Ooh nice to see you're still thinking about it. Someone I know has long had his prehistoric theories about it too. I should prod him for details.

The folklore's interesting too.
 
I wonder how the causeway compares to Cam High Road, the Roman Road in Wensleydale? I've been along it a couple of times and there are stretches with the original road material visible. That road changes course a couple of times as well, at the top of Wether Fell.

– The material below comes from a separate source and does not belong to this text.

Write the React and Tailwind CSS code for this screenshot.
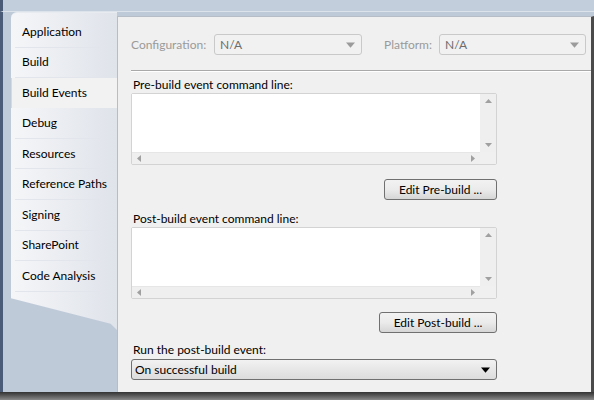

Just to throw in another source, this Dalesman page suggests a medieval origin (we're the peasants tidier than the Roman army?).
 
There's an intriguing Twitter thread on trods - old paved routes over the Yorkshire moors - which may or may not be tangentially relevant to Wade's Causeway. I have trodden the one at Mankinholes myself, and that one is rumoured to be Roman. Embarrassingly, I did not know about the Magna Via, down the other end of the valley (more or less). Now I have another thing to add to my to-do list next time I am back home: there is something magical (albeit the very opposite of unearthly) about walking a path that has been trodden for centuries. I cherish the detail about the dry-stone waller who was tasked with flipping the setts on one trod, as the surfaces had become very worn. Of course, the other sides were equally worn.

An added bonus is the link to the story of the same name by Algernon Blackwood - well worth 10 minutes of your time.